“Corporate Tax Freedom Day” fell on January 29 this year, says a report from the Canadian Labour Congress (CLC). That’s more than five months before “Tax Freedom Day” for individuals.
The report also found Canadian companies have accumulated a cash pile of some $541 billion, money the CLC says isn’t being used for investment and innovation.
A “tax freedom day” is the day in the year when you stop working for the government and start working for yourself. The higher your taxes, the later your tax freedom day.
“Governments have slashed corporate taxes so deeply that in 2012 companies paid their share of taxes to all levels of government for the entire year by January 29,” CLC secretary-treasurer Hassan Yussuff said in a statement.
How does that compare to individuals’ taxes? Last year, according to The Fraser Institute, Tax Freedom Day for individuals fell on June 10. That’s two days later than the June 8 freedom day the year before, and more than five months after companies’ freedom day.
It’s further evidence that, as Canada has cut corporate taxes aggressively to compete in an increasingly globalized economy, households have had to pick up the slack in tax revenue.
Canada’s corporate tax rate has fallen to 15 per cent from 28 per cent in 2000, while taxes for individuals have remained more or less steady during this time.
For the first time ever, this year more than half of the government’s revenue will come from personal income taxes. That’s up from about 30 per cent 50 years ago.
The CLC argues the tax cuts haven’t delivered the investment and innovations that they were meant to encourage. Instead, companies are seeing profits rise and are hoarding cash.
“Business investment in research and development fell from 1.13 per cent of GDP in 2000 to 0.88 per cent of GDP in 2012. Investment in employee training and skills development is down by 40 per cent since the 1990s,” the report says.
Meanwhile, companies’ cash holdings grew more than 300 per cent between 2000 and 2012, the report found, to $541 billion from $182 billion.
The CLC, an umbrella group of unions, isn’t the only one worried about cash hoarding. Former Bank of Canada governor Mark Carney frequently criticized companies for allowing their cash stockpiles to grow. The current BoC governor, Stephen Poloz, has been less vocal on the issue.

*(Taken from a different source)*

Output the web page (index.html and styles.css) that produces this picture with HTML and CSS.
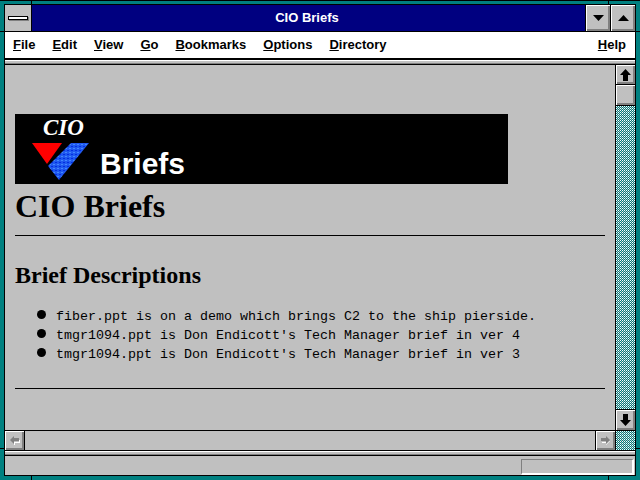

“To pay for its tax breaks, Ottawa has borrowed billions and driven up the national debt,” Yussuf said. “Now, the government has chosen to make big cuts to public services in order to pay the bill for its tax giveaways.”
Finance Minister Jim Flaherty has vowed to balance the budget by 2015, but the proposed cuts to the public service and reductions in services designed to do this have been met with political resistance.
The federal government’s next budget lands on February 11.